Hello everybody and welcome back to my blog. Today, we will be discussing my final PLP exhibition as a grade 11. With the absence of a maker block in the grade 11 course, there was no chance of us being able to do a traditional blue sky project, so this time the teachers decided on conceptual art. A form of art intended to make the casual person mad, or at least that’s how I felt looking at it. So to answer my title, I’m really not sure after this unit.

The topic for our art was the Vietnam War. About a month before the exhibition, our teachers went on a field study with a lower grade class. We were left with a long list of topics to learn about in the Vietnam War. Luckily they gave us materials to learn about these topics from, so we weren’t completely left alone. There were 7 topics we had to learn about, they were: Forces that fuelled the Vietnam War, Popular beliefs and misconceptions, Leadership and decision making, Who fought in the Vietnam War, How the war was fought, Propaganda truth and the media, and The war at home. Once the teachers returned it was time to start thinking about the actual exhibition. We learned a lot about conceptual art, what it was, and how to make it. Then we had to decide what our art was to actually be about. We chose 2 or 3 people to focus on each of the 7 topics, and went from there. I chose to focus on topic 4: Who fought in the war. The main points from the topic were about the draft, draft dodgers, and the equality if the war.

0916 extra vietnam College students march against the war in Boston. October 16, 1965. Credit: Courtesy of AP/Frank C. Curtin / PBS

For my art piece I decided I wanted to focus on the economy and how it changed over the Vietnam War. This related to my topic because the min change in the economy came from the draft. One of the ways people could avoid going to war even after being draft, was by going to university. Therefore that’s how a lot of people got out of fighting. The United States ended up sending hundreds of thousands of people to university, all because they didn’t want to fight in an unwinnable war. Here’s why this changed the economy; when someone attends university, and gets a higher education, they can now get a higher waged job. When crazy amounts of people are going to university and now becoming eligible for these high paid jobs, more jobs get created. Then with all these people making loads of money they start spending more. Which then pushes up prices of everything from fruit to cinema tickets.

So the US benefited lots from this lost war.
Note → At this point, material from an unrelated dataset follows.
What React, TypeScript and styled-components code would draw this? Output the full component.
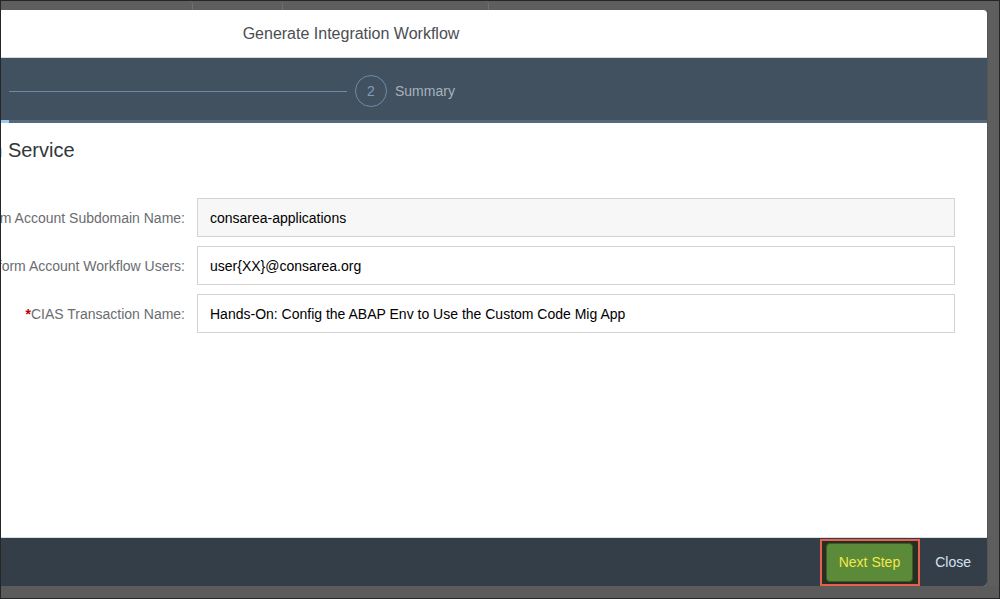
import styled, { createGlobalStyle } from 'styled-components';

const GlobalStyle = createGlobalStyle`
    html, body {
        margin: 0;
        padding: 0;
        background: #5e5e5e;
    }
    * {
        box-sizing: border-box;
    }
`;

const Page = styled.div`
    width: 1000px;
    height: 599px;
    border: 1px solid #262626;
    background: #5e5e5e;
    display: flex;
    flex-direction: column;
    font-family: 'Liberation Sans', Arial, sans-serif;
    overflow: hidden;
`;

const TopStrip = styled.div`
    height: 9px;
    display: flex;
    flex-shrink: 0;
`;

const BgTab = styled.div<{ $w: number }>`
    width: ${(p) => p.$w}px;
    border-right: 1px solid #707070;
    border-top-right-radius: 4px;
    margin-right: 2px;
`;

const Main = styled.div`
    flex: 1;
    display: flex;
    min-height: 0;
`;

// the dialog is wider than the window, it gets cut off at the left
const Viewport = styled.div`
    flex: 1;
    display: flex;
    justify-content: flex-end;
    overflow: hidden;
`;

const Gutter = styled.div`
    width: 12px;
    flex-shrink: 0;
    border-left: 1px solid #555;
`;

const BottomStrip = styled.div`
    height: 12px;
    flex-shrink: 0;
    background: #5b5b5b;
`;

const Dialog = styled.div`
    width: 1272px;
    flex-shrink: 0;
    display: flex;
    flex-direction: column;
    background: #fff;
    border-radius: 0 4px 4px 0;
    overflow: hidden;
`;

const Header = styled.header`
    height: 48px;
    flex-shrink: 0;
    display: flex;
    align-items: center;
    justify-content: center;
    border-bottom: 1px solid #d9d9d9;
    font-size: 16px;
    color: #4a4e53;
`;

const Nav = styled.nav`
    flex-shrink: 0;
    background: #425160;
`;

const Steps = styled.div`
    height: 62px;
    padding-top: 4px;
    display: grid;
    grid-template-columns: 294px 338px auto 1fr;
    align-items: center;
`;

const Step = styled.div<{ $first?: boolean }>`
    display: flex;
    align-items: center;
    justify-content: ${(p) => (p.$first ? 'flex-end' : 'flex-start')};
    gap: 8px;
    padding: ${(p) => (p.$first ? '0 20px 0 0' : '0 0 0 8px')};
`;

const StepCircle = styled.span<{ $active?: boolean }>`
    width: 32px;
    height: 32px;
    border-radius: 50%;
    border: 1px solid #6a8bad;
    background: ${(p) => (p.$active ? '#91c8f6' : 'transparent')};
    color: ${(p) => (p.$active ? '#425160' : '#7f9dbd')};
    display: flex;
    align-items: center;
    justify-content: center;
    font-size: 14px;
`;

const StepLabel = styled.span`
    font-size: 14px;
    color: #a5b1bd;
`;

const Connector = styled.div`
    height: 1px;
    background: #6a8bad;
`;

const Progress = styled.div`
    height: 3px;
    background: #56697c;
    display: flex;
`;

const ProgressFill = styled.div<{ $w: number }>`
    width: ${(p) => p.$w}px;
    background: #9cc8f2;
`;

const Body = styled.main`
    flex: 1;
    padding: 15px 32px 0 55px;
`;

const Heading = styled.h2`
    margin: 0 0 36px;
    font-size: 20px;
    line-height: 24px;
    font-weight: normal;
    color: #32363a;
`;

const Form = styled.form`
    display: grid;
    grid-template-columns: 415px 1fr;
    column-gap: 12px;
    row-gap: 9px;
`;

const Label = styled.label`
    display: flex;
    justify-content: flex-end;
    align-items: center;
    white-space: nowrap;
    overflow: hidden;
    font-size: 14px;
    color: #6a6d70;
`;

const Required = styled.span`
    color: #bb0000;
    font-weight: bold;
`;

const Input = styled.input<{ $readOnly?: boolean }>`
    height: 39px;
    padding: 0 12px;
    border: 1px solid #d3d3d3;
    border-radius: 0;
    background: ${(p) => (p.$readOnly ? '#f7f7f7' : '#fff')};
    font-family: inherit;
    font-size: 14px;
    color: #000;
    outline: none;
`;

const Footer = styled.footer`
    height: 49px;
    flex-shrink: 0;
    border-top: 1px solid #d6dee8;
    background: #343e48;
    display: flex;
    align-items: center;
    justify-content: flex-end;
    padding-right: 6px;
`;

// red box drawn round the button in the screenshot
const Highlight = styled.span`
    display: inline-flex;
    border: 2px solid #e6604c;
    padding: 2px 5px 2px 4px;
    background: #262f22;
`;

const PrimaryButton = styled.button`
    height: 39px;
    padding: 0 12px;
    min-width: 87px;
    border: 1px solid #3e5a26;
    border-radius: 4px;
    background: #5b8a38;
    color: #f2e84a;
    font-family: inherit;
    font-size: 14px;
    cursor: pointer;
`;

const GhostButton = styled.button`
    height: 36px;
    margin-left: 5px;
    padding: 0 10px;
    border: none;
    background: transparent;
    color: #d3e2f2;
    font-family: inherit;
    font-size: 14px;
    cursor: pointer;
`;

const App = () => {
    return (
        <>
            <GlobalStyle />
            <Page>
                <TopStrip>
                    <BgTab $w={192} />
                    <BgTab $w={88} />
                    <BgTab $w={204} />
                </TopStrip>
                <Main>
                    <Viewport>
                        <Dialog>
                            <Header>Generate Integration Workflow</Header>
                            <Nav>
                                <Steps>
                                    <Step $first>
                                        <StepCircle $active>1</StepCircle>
                                        <StepLabel>Integration Service</StepLabel>
                                    </Step>
                                    <Connector />
                                    <Step>
                                        <StepCircle>2</StepCircle>
                                        <StepLabel>Summary</StepLabel>
                                    </Step>
                                    <div />
                                </Steps>
                                <Progress>
                                    <ProgressFill $w={294} />
                                </Progress>
                            </Nav>
                            <Body>
                                <Heading>Cloud Platform Integration Service</Heading>
                                <Form>
                                    <Label>SAP Cloud Platform Account Subdomain Name:</Label>
                                    <Input $readOnly readOnly value="consarea-applications" />
                                    <Label>SAP Cloud Platform Account Workflow Users:</Label>
                                    <Input readOnly value="user{XX}@consarea.org" />
                                    <Label>
                                        <Required>*</Required>CIAS Transaction Name:
                                    </Label>
                                    <Input
                                        readOnly
                                        value="Hands-On: Config the ABAP Env to Use the Custom Code Mig App"
                                    />
                                </Form>
                            </Body>
                            <Footer>
                                <Highlight>
                                    <PrimaryButton type="button">Next Step</PrimaryButton>
                                </Highlight>
                                <GhostButton type="button">Close</GhostButton>
                            </Footer>
                        </Dialog>
                    </Viewport>
                    <Gutter />
                </Main>
                <BottomStrip />
            </Page>
        </>
    );
};

export default App;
However as you can see in my piece above, there are people not on the economy growth line. Those are the lower class people who couldn’t afford to go to university and had to go fight in the Vietnam War.Lots of these people are either killed or severely injured in this war and couldn’t necessarily return home. However the ones that did, were in a much tougher place in the economy than ever before. Over the time of this big economy boom, the middle and upper class had both risen tremendously. The lower class people were stuck at the same place as they started. This is because they hadn’t had the education to get themselves a new higher paid job. The reason they couldn’t get this education was because they didn’t have money to begin with. So the lower class ends up in this giant loop of not having enough money to then gain money. Therefore by the end of the Vietnam War, the split between the middle and lower class was much higher than it had ever been before.


To make my piece I ended up having the people at the exhibition place all of my soldiers or grads because I felt that it was a good introduction to my piece, and got people thinking about the meaning of each piece on my artwork. I made a frame out of bits of scrap wood and drilled a hole in it to try and stick something into it to create a graph. It took many tries to get the right material to make a graph line out of however. Here’s what the first attempts at a graph looked like:

Then I tried using a metal coat hanger. It worked perfectly. It gave me enough flexibility to make a graph line out of it, but then it was tough enough to stay in that shape. It was also easy enough to duct tape onto which was how I was going to get the red part of my graph on it.

For all of my people that would end up going on my graph, I bought 60 wooden peg dolls and separated them into 3 groups of 20. This would turn into my draftees, my grads, and my soldiers. For each different group a different colour of spray paint had to be bought. So I ended up doing quite a bit of painting. Personally I believe all the dolls turned out great and looked really good on the graph.

Overall I feel like I learned a lot from this unit. Whether it be about the Vietnam War or about conceptual art. I’m also confident I’ve learned more about how economics works even without taking the course until next year. I look forward to next year and the exhibitions that will come with it.